„Lezoon“ ist bereits das fünfte Soloalbum des Frankfurter Sängers und Gitarristen mit armenischen Wurzeln. Aren Emirze ist ein wahres Multitalent und die Zahl seiner Bands und Projekte ist Legion. 1992 war er Gründungsmitglied der Noiserock-Formation Harmful. Neun Alben erschienen bis zur Auflösung 2014. Danach ging es weiter mit Projekten wie Taskete! und Musa Dagh. Zudem sang er als Duo mit Chima erstmals in deutscher Sprache.
Die Duett-Songs zeigten eine neue Seite: melancholisch, zerbrechlich und emotional erklangen die Melodien und Lyrics. Diese Vorgehensweise trug Emirze dann solo als Emirsian fort. In bisher vier Alben gab es große Songwriter-Stücke gespickt mit Elementen armenischer Folklore. Es waren und sind vor allem zurückhaltende und meditative Songs.
„Lezoon“ entstand in einer privaten Umbruchphase, nachdem Aren sich von der Mutter seiner Tochter getrennt hat. Die zehn Songs bieten eine heimelige und nachdenkliche Atmosphäre – doch es kommt auch zu folkloristischen Ausbrüchen wie auf „Gouzem“. Besonders stark: Emirze singt jetzt auch solo in deutscher Sprache und das klingt sehr bewegend, wie auf „Lichtjahre“ und „Einer von uns“. Seine armenischen Stücke klingen lautmalerisch wunderschön, doch die Songs in deutscher Sprache bekommen eine ganz besondere Dynamik.

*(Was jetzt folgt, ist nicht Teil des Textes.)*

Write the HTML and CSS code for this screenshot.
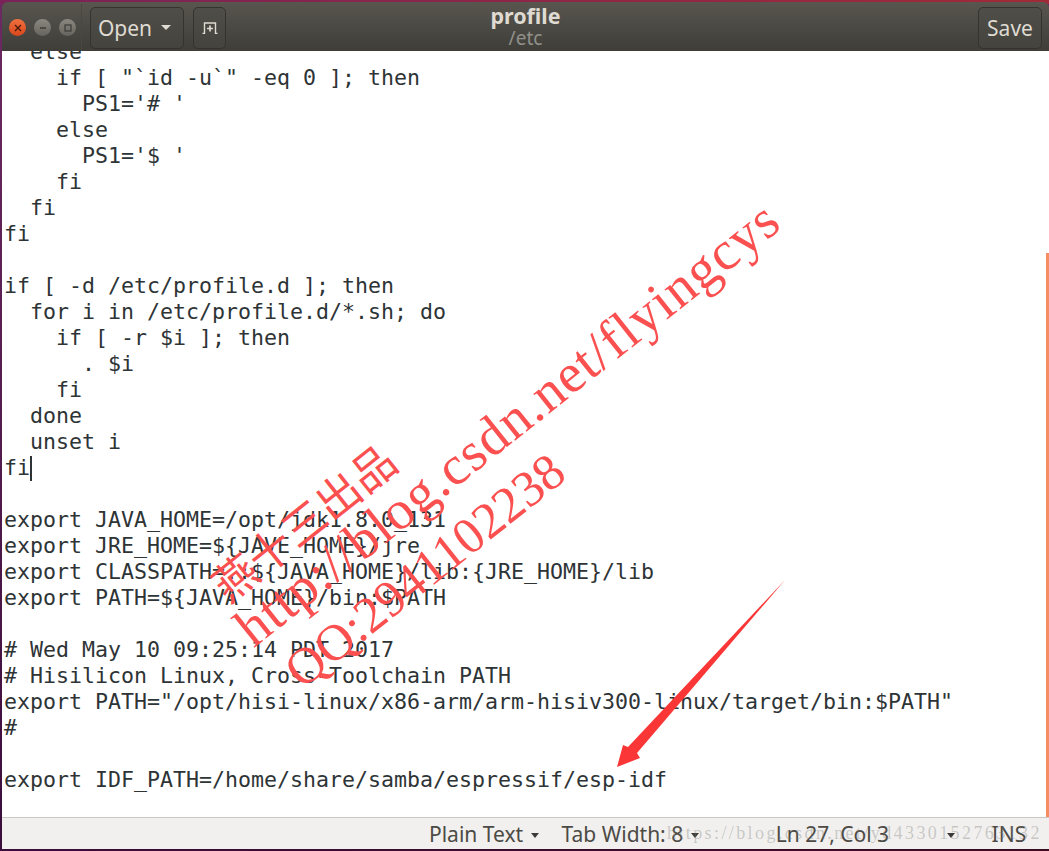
FILE: index.html
```html
<!DOCTYPE html>
<html lang="en">
<head>
<meta charset="utf-8">
<title>profile</title>
<link rel="stylesheet" href="styles.css">
</head>
<body>
<div class="window">
  <header class="titlebar">
    <div class="controls">
      <span class="ctl close"><svg viewBox="0 0 8 8" width="8" height="8"><path d="M1 1l6 6M7 1l-6 6" stroke="#4a1a0a" stroke-width="1.4" fill="none"/></svg></span>
      <span class="ctl"><svg viewBox="0 0 8 8" width="8" height="8"><path d="M1 4h6" stroke="#3c3b37" stroke-width="1.4" fill="none"/></svg></span>
      <span class="ctl"><svg viewBox="0 0 8 8" width="8" height="8"><rect x="1" y="1" width="6" height="6" stroke="#3c3b37" stroke-width="1.2" fill="none"/></svg></span>
    </div>
    <div class="btn open">Open <span class="caret light"></span></div>
    <div class="btn newdoc">
      <svg viewBox="0 0 16 12" width="16" height="12"><path d="M0.5 11.5H2.5V1H13.5V11.5H15.5" stroke="#dfdbd2" stroke-width="1.4" fill="none"/><path d="M8 3.5v6M5 6.5h6" stroke="#dfdbd2" stroke-width="1.7" fill="none"/></svg>
    </div>
    <div class="title">
      <div class="t1">profile</div>
      <div class="t2">/etc</div>
    </div>
    <div class="btn save">Save</div>
  </header>
  <main class="editor">
<pre class="code">  else
    if [ "`id -u`" -eq 0 ]; then
      PS1='# '
    else
      PS1='$ '
    fi
  fi
fi

if [ -d /etc/profile.d ]; then
  for i in /etc/profile.d/*.sh; do
    if [ -r $i ]; then
      . $i
    fi
  done
  unset i
fi<span class="cursor"></span>

export JAVA_HOME=/opt/jdk1.8.0_131
export JRE_HOME=${JAVE_HOME}/jre
export CLASSPATH=.:${JAVA_HOME}/lib:{JRE_HOME}/lib
export PATH=${JAVA_HOME}/bin:$PATH

# Wed May 10 09:25:14 PDT 2017
# Hisilicon Linux, Cross-Toolchain PATH
export PATH="/opt/hisi-linux/x86-arm/arm-hisiv300-linux/target/bin:$PATH"
#

export IDF_PATH=/home/share/samba/espressif/esp-idf</pre>
    <div class="overview"></div>
  </main>
  <footer class="status">
    <span class="st">Plain Text <span class="caret"></span></span>
    <span class="st tab">Tab Width: 8 <span class="caret"></span></span>
    <span class="st pos">Ln 27, Col 3 <span class="caret far"></span></span>
    <span class="st ins">INS</span>
  </footer>
</div>
<div class="wm wm-name">燕十三出品</div>
<div class="wm wm-url">http://blog.csdn.net/flyingcys</div>
<div class="wm wm-qq">QQ:2941102238</div>
<svg class="arrow" width="1049" height="851" viewBox="0 0 1049 851"><polygon points="785,580 637,753 640,758 617,767 623,745 628,747" fill="#fb3636"/></svg>
<div class="wm-grey">https://blog.csdn.net/yd4330152763132</div>
</body>
</html>
```
FILE: styles.css
```css
* { box-sizing: border-box; }
html, body { margin: 0; height: 100%; }
body {
  width: 1049px;
  height: 851px;
  overflow: hidden;
  position: relative;
  background:
    linear-gradient(90deg, #7a2358, #a02a38) 0 0 / 100% 4px no-repeat,
    linear-gradient(90deg, #3a0d3c, #3a0c22) 0 100% / 100% 4px no-repeat,
    linear-gradient(#6c2a62, #3a0d3c);
  padding: 2px 0 2px 2px;
  font-family: "Noto Sans", sans-serif;
}
.window {
  height: 100%;
  display: flex;
  flex-direction: column;
  border-radius: 6px 6px 0 0;
  overflow: hidden;
}
.titlebar {
  height: 49px;
  flex: none;
  display: flex;
  align-items: center;
  padding: 3px 7px 1px 7px;
  background: linear-gradient(#595650, #3e3d38);
  color: #dfdbd2;
}
.controls {
  display: flex;
  gap: 8px;
  width: 73px;
  height: 48px;
  align-items: center;
  border-right: 1px solid #4a4843;
  margin-right: 8px;
}
.ctl {
  width: 17px;
  height: 17px;
  border-radius: 50%;
  background: linear-gradient(#8b8880, #66645e);
  display: flex;
  align-items: center;
  justify-content: center;
}
.ctl.close { background: linear-gradient(#f0703e, #d9471c); }
.btn {
  height: 42px;
  border: 1px solid #34332f;
  border-radius: 5px;
  background: linear-gradient(#504e48, #45433e);
  display: flex;
  align-items: center;
  justify-content: center;
  font-size: 21px;
  color: #dfdbd2;
}
.open { width: 94px; gap: 9px; padding-right: 5px; }
.newdoc { width: 33px; margin-left: 9px; }
.save { width: 64px; }
.title {
  flex: 1;
  text-align: center;
  line-height: 1.15;
  padding-right: 153px;
  margin-top: -1px;
}
.t1 { font-size: 21.5px; font-weight: 700; color: #dfdbd2; }
.t2 { font-size: 19px; color: #92908a; }
.caret {
  display: inline-block;
  width: 0;
  height: 0;
  border: 4.5px solid transparent;
  border-top: 5px solid #3c3b37;
  border-bottom: 0;
  vertical-align: middle;
  margin-left: 2px;
}
.caret.light { border-width: 5px 5px 0; border-top-color: #dfdbd2; margin: 0; }
.caret.far { margin-left: 52px; }
.editor {
  flex: 1;
  min-height: 0;
  background: #fff;
  position: relative;
  overflow: hidden;
}
.code {
  margin: -12px 0 0;
  padding-left: 2px;
  font-family: "DejaVu Sans Mono", monospace;
  font-size: 21.6px;
  line-height: 26px;
  color: #2e3436;
}
.cursor {
  display: inline-block;
  width: 1.5px;
  height: 25px;
  background: #2e3436;
  vertical-align: -6px;
}
.overview {
  position: absolute;
  right: 0;
  top: 202px;
  bottom: 0;
  width: 3px;
  background: #f58e63;
}
.status {
  height: 32px;
  flex: none;
  background: #f1f0ee;
  border-top: 1px solid #c9c8c4;
  display: flex;
  align-items: center;
  font-size: 21px;
  color: #4c4a45;
  padding-left: 427px;
}
.st { white-space: nowrap; }
.tab { margin-left: 23px; }
.pos { margin-left: 77px; }
.ins { margin-left: 37px; }
.wm {
  position: absolute;
  color: #fb5050;
  font-family: "Liberation Serif", serif;
  transform: rotate(-38.5deg);
  transform-origin: left bottom;
  white-space: nowrap;
}
.wm-name { left: 232px; top: 559px; font-size: 44px; line-height: 50px; font-family: "Noto Sans CJK SC", serif; }
.wm-url { left: 261px; top: 598px; font-size: 55px; letter-spacing: 1.1px; line-height: 60px; }
.wm-qq { left: 310px; top: 640px; font-size: 51px; line-height: 60px; }
.arrow { position: absolute; left: 0; top: 0; }
.wm-grey {
  position: absolute;
  left: 667px;
  top: 822px;
  font-family: "Liberation Serif", serif;
  font-size: 18px;
  letter-spacing: 2.4px;
  line-height: 22px;
  color: rgba(120, 120, 120, .35);
  white-space: nowrap;
}
```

„Vor acht Jahren habe ich damit angefangen, mit Moses Schneider zusammen deutsche Songs zu schreiben. Bei einer dieser Sessions sah ich bei ihm diesen Text herumliegen von Tobias Friedrich, der mit Moses zusammen in der Band Husten spielt. Ein Text, der mich auf der Stelle sehr berührt hat, auch aufgrund der Trennungs-Thematik. Wir sind Lichtjahre voneinander entfernt – genau so empfand ich damals. Deshalb fragte ich Tobias, ob ich ihn benutzen und mit einem Song unterlegen darf, und er willigte ein“, erklärt Aren.
Das Thema Sprache spiegelt sich auch im Albumtitel und dem Titelsong wieder: „Lezoon heißt übersetzt Sprache. Der Text stammt von Vahan Tekeyan, dem wichtigsten armenischen Dichter, der in dem Gedicht darüber sinniert, wie bedeutsam Sprache und ihr Erhalt ist, gerade und besonders auch die armenische – schon weil die Armenier durch den Genozid damals stark dezimiert wurden und auch viele Armenier heutzutage nah dran sind, ihre Wurzeln zu verlieren. In diesem Lied wird die Bedeutung von Sprache betrachtet, dass man sie pflegt und weiter trägt – und auch immer bemüht ist, all ihre Facetten und Details zu wertschätzen. Ein Umstand, der wiederum letztlich für alle Sprachen heutzutage gilt.“
Spannend sind auch die Kollaborationen, beispielsweise „Verchin Toure“ zusammen mit Serj Tankian, dem armenisch-amerikanischen Sänger von System of a Down. Und vor allem die Zusammenarbeit mit Aydo Abay. Dazu sagt Emirze: „Ich arbeite ja jetzt im Rahmen von Musa Dagh schon seit einer Weile mit Aydo zusammen, und es ist schön zu erleben, wie gut unsere Vermutung, dass unsere emotionalen und künstlerischen Welten miteinander harmonieren, tatsächlich aufgeht. Seine Melodiewelt und meine brachialen Gitarrenriffs funktionieren wirklich hervorragend miteinander.“
Ganz zum Schluss gibt es das wundervolle „Wolken“, bei dem Töchterchen Veron zu hören ist. Was für ein berührender Song der Kinderstimme mit sehnsüchtigen und poetischen Lyrics. Zum einen ist der Text kindlich-naiv, aber auch sehr philosophisch. Dieses Vater-Tochter-Duett untermalt mit sanften Streichern ist wirklich ergreifend. So gibt es kaum etwas zu bemängeln bei diesem starken und authentischen Album, das eine ganz persönliche Seite des Sängers zeigt. Höchstens vielleicht die kurze Dauer von nur 32 Minuten.